The problem with the standard predictive models is that they ignore the uncertainty in the predictions. A sounder approach is to use stochastic models that rather than produce a single prediction for each person, instead calculate the probability of all possible results. Imputation is then performed by randomly selecting an observation from all of these possible results, with the probability of selection being proportional to the probability of the result occurring.

This can be done with any predictive technique. For example, if using linear regression, a draw from the normal distribution is used, with the predicted value as the mean and the standard error of the estimate as the standard deviation.

In practice, it is rare to use traditional predictive models, and they instead use specialty predictive models that have been tuned just for imputation. At the time of writing, MICE (Multiple Imputation by Chained Equations) is probably the most popular method for doing this. Prior to this, the most popular methods used mixtures models.

A problem with stochastic predictive models is that the process of taking a random draw to generate the imputed value introduces randomization into the data.
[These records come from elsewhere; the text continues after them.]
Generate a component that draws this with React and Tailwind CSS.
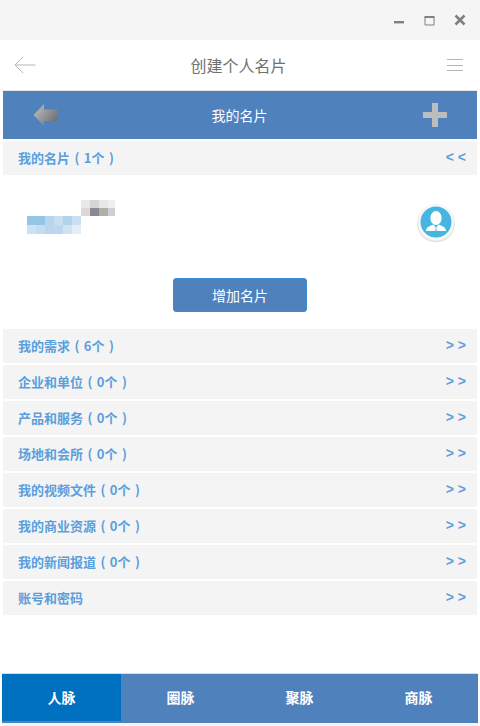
const font = { fontFamily: '"Noto Sans CJK SC", "Liberation Sans", sans-serif' };

const rows = [
  ["我的需求 ( 6个 )", ">>"],
  ["企业和单位 ( 0个 )", ">>"],
  ["产品和服务 ( 0个 )", ">>"],
  ["场地和会所 ( 0个 )", ">>"],
  ["我的视频文件 ( 0个 )", ">>"],
  ["我的商业资源 ( 0个 )", ">>"],
  ["我的新闻报道 ( 0个 )", ">>"],
  ["账号和密码", ">>"],
];

function Row({ label, mark, className = "" }) {
  return (
    <div className={`flex h-[34px] items-center justify-between rounded-[2px] bg-[#f4f4f4] pl-[15px] pr-[11px] ${className}`}>
      <span className="text-[13px] font-bold text-[#5b9fdc] [word-spacing:1.5px]">{label}</span>
      <span className="-mt-[2px] text-[14px] font-bold text-[#5b9fdc]" style={{ fontFamily: '"Liberation Sans", sans-serif' }}>{mark === ">>" ? "> >" : "< <"}</span>
    </div>
  );
}

function Mosaic() {
  const top = [["#ebe9e7", "#d6d5d6", "#e9e7e4", "#efefee"], ["#dbd9d5", "#8b8a90", "#b1afaa", "#cfd0d4"]];
  const bottom = [["#95c6e6", "#95c6e6", "#b7d6ec", "#c8dff0", "#b1d3ea", "#c8e0f1"], ["#cce2f2", "#c2dcf0", "#b8d6ed", "#bdd8ee", "#cfe3f3", "#e2eff8"]];
  return (
    <svg width="90" height="36" viewBox="0 0 90 36">
      {top.map((r, y) => r.map((c, x) => <rect key={`t${y}${x}`} x={54 + x * 9} y={y * 8} width={x === 3 ? 7 : 9} height="8" fill={c} shapeRendering="crispEdges" />))}
      {bottom.map((r, y) => r.map((c, x) => <rect key={`b${y}${x}`} x={x * 9} y={16 + y * 9} width="9" height="9" fill={c} shapeRendering="crispEdges" />))}
    </svg>
  );
}

function Avatar() {
  return (
    <svg width="40" height="40" viewBox="0 0 40 40">
      <circle cx="20" cy="20.5" r="19" fill="#e4e4e4" />
      <circle cx="20" cy="19.5" r="18" fill="#f8f8f8" />
      <circle cx="20" cy="19" r="15.5" fill="#46b6e0" />
      <ellipse cx="20" cy="15" rx="5.6" ry="7" fill="#fff" />
      <path d="M10 28 C10 24 14 23 17.5 21.5 L20 25 L22.5 21.5 C26 23 30 24 30 28 Z" fill="#fff" />
      <path d="M18.5 24.5 L20 26 L21.5 24.5 L21 28 H19 Z" fill="#46b6e0" opacity="0.5" />
    </svg>
  );
}

export default function App() {
  return (
    <div className="flex h-[726px] w-[480px] flex-col overflow-hidden bg-white" style={font}>
      <div className="flex h-[40px] shrink-0 items-center justify-end bg-[#f5f5f5] pr-[14px]">
        <div className="flex items-center gap-[19px]">
          <svg width="11" height="11" viewBox="0 0 11 11"><rect x="0" y="6" width="10" height="2.4" fill="#808080" /></svg>
          <svg width="11" height="11" viewBox="0 0 11 11"><path d="M1 2H10V10H1Z" fill="none" stroke="#808080" /><rect x="0.5" y="1" width="10" height="2" fill="#808080" /></svg>
          <svg width="12" height="12" viewBox="0 0 12 12"><path d="M1.5 1.5L10.5 10.5M10.5 1.5L1.5 10.5" stroke="#808080" strokeWidth="2.6" /></svg>
        </div>
      </div>

      <div className="flex h-[50px] shrink-0 items-center justify-between pl-[14px] pr-[16px]">
        <svg width="22" height="18" viewBox="0 0 22 18"><path d="M9 1L1 9L9 17M1 9H21.5" fill="none" stroke="#b5b5b5" strokeWidth="1" /></svg>
        <span className="mr-[5px] text-[16px] text-[#707070]">创建个人名片</span>
        <svg width="18" height="14" viewBox="0 0 18 14"><path d="M1 1.5H17M1 7.5H17M1 12.5H17" stroke="#b5b5b5" strokeWidth="1" /></svg>
      </div>

      <div className="flex min-h-0 flex-1 flex-col px-[2px]">
        <div className="flex flex-1 flex-col border-t border-[#e8e8e8]">
          <div className="mx-px flex h-[48px] shrink-0 items-center justify-between bg-[#4f81bd] pl-[30px] pr-[30px]">
            <svg width="25" height="24" viewBox="0 0 25 24">
              <defs>
                <linearGradient id="ag" x1="0" y1="0" x2="1" y2="0.7">
                  <stop offset="0" stopColor="#c4c4c4" />
                  <stop offset="1" stopColor="#6f7178" />
                </linearGradient>
              </defs>
              <path d="M0.5 12L11 1V6.5H24V18H11V23Z" fill="url(#ag)" />
            </svg>
            <span className="mr-[2px] text-[14px] text-white">我的名片</span>
            <svg width="24" height="24" viewBox="0 0 24 24"><path d="M9 0H15V9H24V15H15V24H9V15H0V9H9Z" fill="#bdbdbd" /></svg>
          </div>
          <div className="mx-px mt-[2px]">
            <Row label="我的名片 ( 1个 )" mark="<<" />
          </div>
          <div className="flex h-[154px] shrink-0 flex-col">
            <div className="flex items-start justify-between pl-[25px] pr-[22px] pt-[25px]">
              <Mosaic />
              <div className="mt-[3px]"><Avatar /></div>
            </div>
            <div className="mt-[35px] flex justify-center">
              <button className="h-[34px] w-[134px] rounded-[3px] border border-[#3c8dd0] bg-[#4f81bd] text-[14px] text-white">增加名片</button>
            </div>
          </div>
          <div className="mx-px flex flex-col gap-[2px]">
            {rows.map(([l, m]) => <Row key={l} label={l} mark={m} />)}
          </div>
          <div className="flex-1" />
          <div className="h-[50px] shrink-0 border-t-[1px] border-[#dcdcdc] bg-white">
            <div className="flex h-[49px] bg-[#4f81bd]">
              <div className="flex h-[47px] w-[119px] items-center justify-center bg-[#0070c0] text-[14px] font-bold text-white">人脉</div>
              {["圈脉", "聚脉", "商脉"].map((t) => (
                <div key={t} className="flex h-[47px] w-[119px] items-center justify-center text-[14px] font-bold text-white">{t}</div>
              ))}
            </div>
          </div>
          <div className="h-[3px] shrink-0 bg-[#f4f4f4]" />
        </div>
      </div>
    </div>
  );
}
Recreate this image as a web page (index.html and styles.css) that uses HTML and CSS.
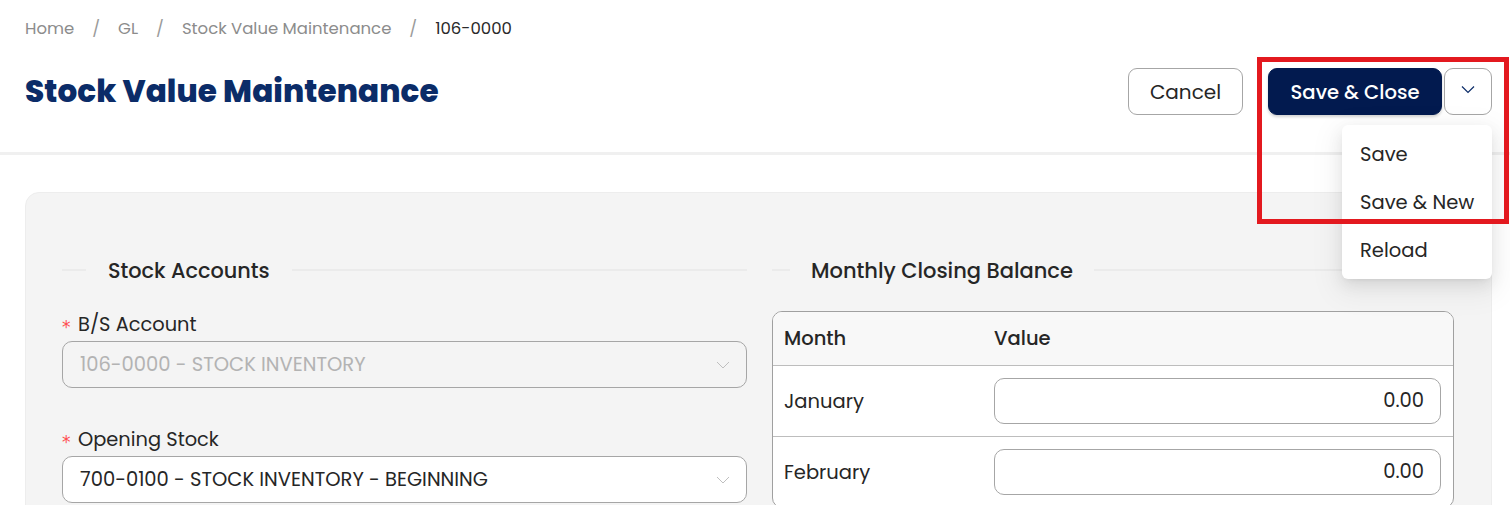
FILE: index.html
```html
<!DOCTYPE html>
<html lang="en">
<head>
<meta charset="utf-8">
<title>Stock Value Maintenance</title>
<link rel="stylesheet" href="styles.css">
</head>
<body>
<div class="page">
  <header class="page-header">
    <nav class="breadcrumb">
      <span class="crumb">Home</span><span class="sep">/</span>
      <span class="crumb">GL</span><span class="sep">/</span>
      <span class="crumb">Stock Value Maintenance</span><span class="sep">/</span>
      <span class="crumb current">106-0000</span>
    </nav>
    <div class="title-row">
      <h1 class="title">Stock Value Maintenance</h1>
      <div class="actions">
        <button class="btn btn-default">Cancel</button>
        <div class="split">
          <button class="btn btn-primary">Save &amp; Close</button>
          <button class="btn btn-toggle" aria-label="More">
            <svg class="chev" width="14" height="9" viewBox="0 0 14 9"><polyline points="1,1.5 7,7.5 13,1.5" fill="none" stroke="currentColor" stroke-width="1.2"/></svg>
          </button>
          <ul class="menu">
            <li class="menu-item">Save</li>
            <li class="menu-item">Save &amp; New</li>
            <li class="menu-item">Reload</li>
          </ul>
        </div>
      </div>
    </div>
  </header>

  <main class="content">
    <section class="card">
      <div class="col">
        <div class="divider"><span class="divider-text">Stock Accounts</span></div>
        <div class="form-item">
          <label class="label"><span class="req">*</span>B/S Account</label>
          <div class="select disabled">
            <span class="select-value">106-0000 - STOCK INVENTORY</span>
            <svg class="select-arrow" width="14" height="8" viewBox="0 0 14 8"><polyline points="1,1 7,7 13,1" fill="none" stroke="currentColor" stroke-width="1"/></svg>
          </div>
        </div>
        <div class="form-item">
          <label class="label"><span class="req">*</span>Opening Stock</label>
          <div class="select">
            <span class="select-value">700-0100 - STOCK INVENTORY - BEGINNING</span>
            <svg class="select-arrow" width="14" height="8" viewBox="0 0 14 8"><polyline points="1,1 7,7 13,1" fill="none" stroke="currentColor" stroke-width="1"/></svg>
          </div>
        </div>
      </div>

      <div class="col col-right">
        <div class="divider"><span class="divider-text">Monthly Closing Balance</span></div>
        <div class="table">
          <div class="tr thead">
            <div class="td c-month">Month</div>
            <div class="td c-value">Value</div>
          </div>
          <div class="tr">
            <div class="td c-month">January</div>
            <div class="td c-value"><div class="num-input">0.00</div></div>
          </div>
          <div class="tr">
            <div class="td c-month">February</div>
            <div class="td c-value"><div class="num-input">0.00</div></div>
          </div>
        </div>
      </div>
    </section>
  </main>
</div>
<div class="highlight"></div>
</body>
</html>
```

FILE: styles.css
```css
* { box-sizing: border-box; }

html, body {
  margin: 0;
  padding: 0;
  background: #ffffff;
  overflow: hidden;
}

body {
  font-family: "Poppins", "Inter", "Noto Sans", sans-serif;
  color: #262626;
  position: relative;
  height: 505px;
}

.page-header {
  padding: 17px 18px 37px 25px;
  border-bottom: 3px solid #f0f0f0;
}

.breadcrumb {
  display: flex;
  align-items: center;
  height: 24px;
  font-size: 16.5px;
  line-height: 24px;
  color: #8c8c8c;
}

.crumb.current { color: #2a2a2a; }

.sep {
  margin: 0 18px;
  color: #9a9a9a;
}

.title-row {
  display: flex;
  align-items: center;
  justify-content: space-between;
  margin-top: 27px;
  height: 47px;
}

.title {
  margin: 0;
  font-size: 31px;
  font-weight: 800;
  color: #0b2c68;
  letter-spacing: 0.1px;
}

.actions {
  display: flex;
  align-items: center;
  gap: 25px;
}

.btn {
  height: 47px;
  border-radius: 9px;
  font-family: inherit;
  font-size: 20px;
  cursor: pointer;
}

.btn-default {
  width: 115px;
  background: #fff;
  border: 1px solid #a6a6a6;
  color: #262626;
}

.split {
  position: relative;
  display: flex;
  gap: 2px;
}

.btn-primary {
  width: 174px;
  background: #021a4f;
  border: 1px solid #021a4f;
  color: #fff;
  font-weight: 500;
  font-size: 19.6px;
  box-shadow: 0 2px 3px rgba(0, 0, 0, 0.18);
}

.btn-toggle {
  width: 48px;
  background: #fff;
  border: 1px solid #a6a6a6;
  color: #0b2c68;
  display: flex;
  align-items: center;
  justify-content: center;
  padding: 0 0 4px 0;
}

.menu {
  position: absolute;
  top: 57px;
  right: 0;
  width: 150px;
  margin: 0;
  padding: 5px 0;
  list-style: none;
  background: #fff;
  border-radius: 6px;
  box-shadow: 0 6px 16px rgba(0, 0, 0, 0.08), 0 3px 6px -4px rgba(0, 0, 0, 0.12), 0 9px 28px 8px rgba(0, 0, 0, 0.05);
  z-index: 5;
}

.menu-item {
  height: 48px;
  line-height: 50px;
  padding-left: 18px;
  font-size: 19.5px;
  color: #262626;
}

.content {
  padding: 37px 18px 0 25px;
}

.card {
  display: grid;
  grid-template-columns: 685px 1fr;
  column-gap: 25px;
  padding: 62px 37px 40px 36px;
  background: #f4f4f4;
  border: 1px solid #ededed;
  border-radius: 14px;
}

.col { min-width: 0; }

.divider {
  display: flex;
  align-items: center;
  height: 30px;
  margin-bottom: 26px;
}

.divider::before,
.divider::after {
  content: "";
  height: 2px;
  background: #ebebeb;
}

.divider::before { width: 24px; }
.divider::after { flex: 1; }

.col-right .divider::before { width: 18px; }

.divider-text {
  padding: 0 22px;
  font-size: 20.8px;
  font-weight: 500;
  color: #262626;
  white-space: nowrap;
}

.col-right .divider-text { font-size: 21px; padding: 0 21px; }

.form-item { margin-bottom: 38px; }

.label {
  display: flex;
  align-items: center;
  height: 26px;
  font-size: 19.4px;
  color: #262626;
}

.req {
  color: #ff4d4f;
  font-family: "DejaVu Sans", sans-serif;
  font-size: 17px;
  width: 16px;
  padding-top: 6px;
}

.select {
  display: flex;
  align-items: center;
  justify-content: space-between;
  height: 47px;
  margin-top: 4px;
  padding: 0 16px 0 17px;
  background: #fff;
  border: 1px solid #a6a6a6;
  border-radius: 10px;
  font-size: 19.5px;
  color: #262626;
}

.select.disabled {
  background: #f4f4f4;
  color: #b3b3b3;
}

.select-arrow { color: #bfbfbf; }

.table {
  background: #fff;
  border: 1px solid #a0a0a0;
  border-radius: 10px;
  overflow: hidden;
}

.tr {
  display: flex;
  align-items: center;
  min-height: 71px;
  border-top: 1px solid #bdbdbd;
}

.tr.thead {
  min-height: 53px;
  border-top: 0;
  background: #f8f8f8;
  font-weight: 500;
}

.td {
  padding: 12px 12px 12px 11px;
  font-size: 19.5px;
  color: #262626;
}

.c-month { width: 210px; flex: none; }
.c-value { flex: 1; padding-right: 12px; }

.num-input {
  height: 46px;
  line-height: 44px;
  padding-right: 16px;
  text-align: right;
  background: #fff;
  border: 1px solid #a6a6a6;
  border-radius: 10px;
}

.highlight {
  position: absolute;
  left: 1257px;
  top: 57px;
  width: 252px;
  height: 167px;
  border: 5px solid #e3191f;
  z-index: 10;
  pointer-events: none;
}
```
A different random draw will cause the results to change.

Hot deck

An alternative to using stochastic predictive models is to input missing values using a hot deck. The basic idea is to:

Create some definition of similarity in a data set. For example, you may conclude that two cases are similar if they are the same age, gender, and geographic location.
Where a case has missing values, assign it a randomly selected value from a similar case.

This approach is relatively easy, but the imputations tend to be grossly inferior to those of stochastic predictive models, as the definitions of similarity are based on hunches, whereas predictive models are calibrated against the data. This approach also introduces randomness into the data.

Multiple imputation

Multiple imputation attempts to solve the problem of randomness being introduced via imputation. It does this by repeating the imputation multiple times (e.g., 10 times), each time using a different random number seed. This results in multiple data sets. Each of these sets is then analyzed and the results are consolidated. Most commonly this occurs with predictive models, such as regression, where:

The parameter estimates are obtained by calculating the average of the parameter estimates from the imputed data.
The standard errors are obtained by calculating the standard deviations of the parameter estimates, with an adjustment.

Multiple imputation is available in Displayr by setting Missing data to Multiple imputation.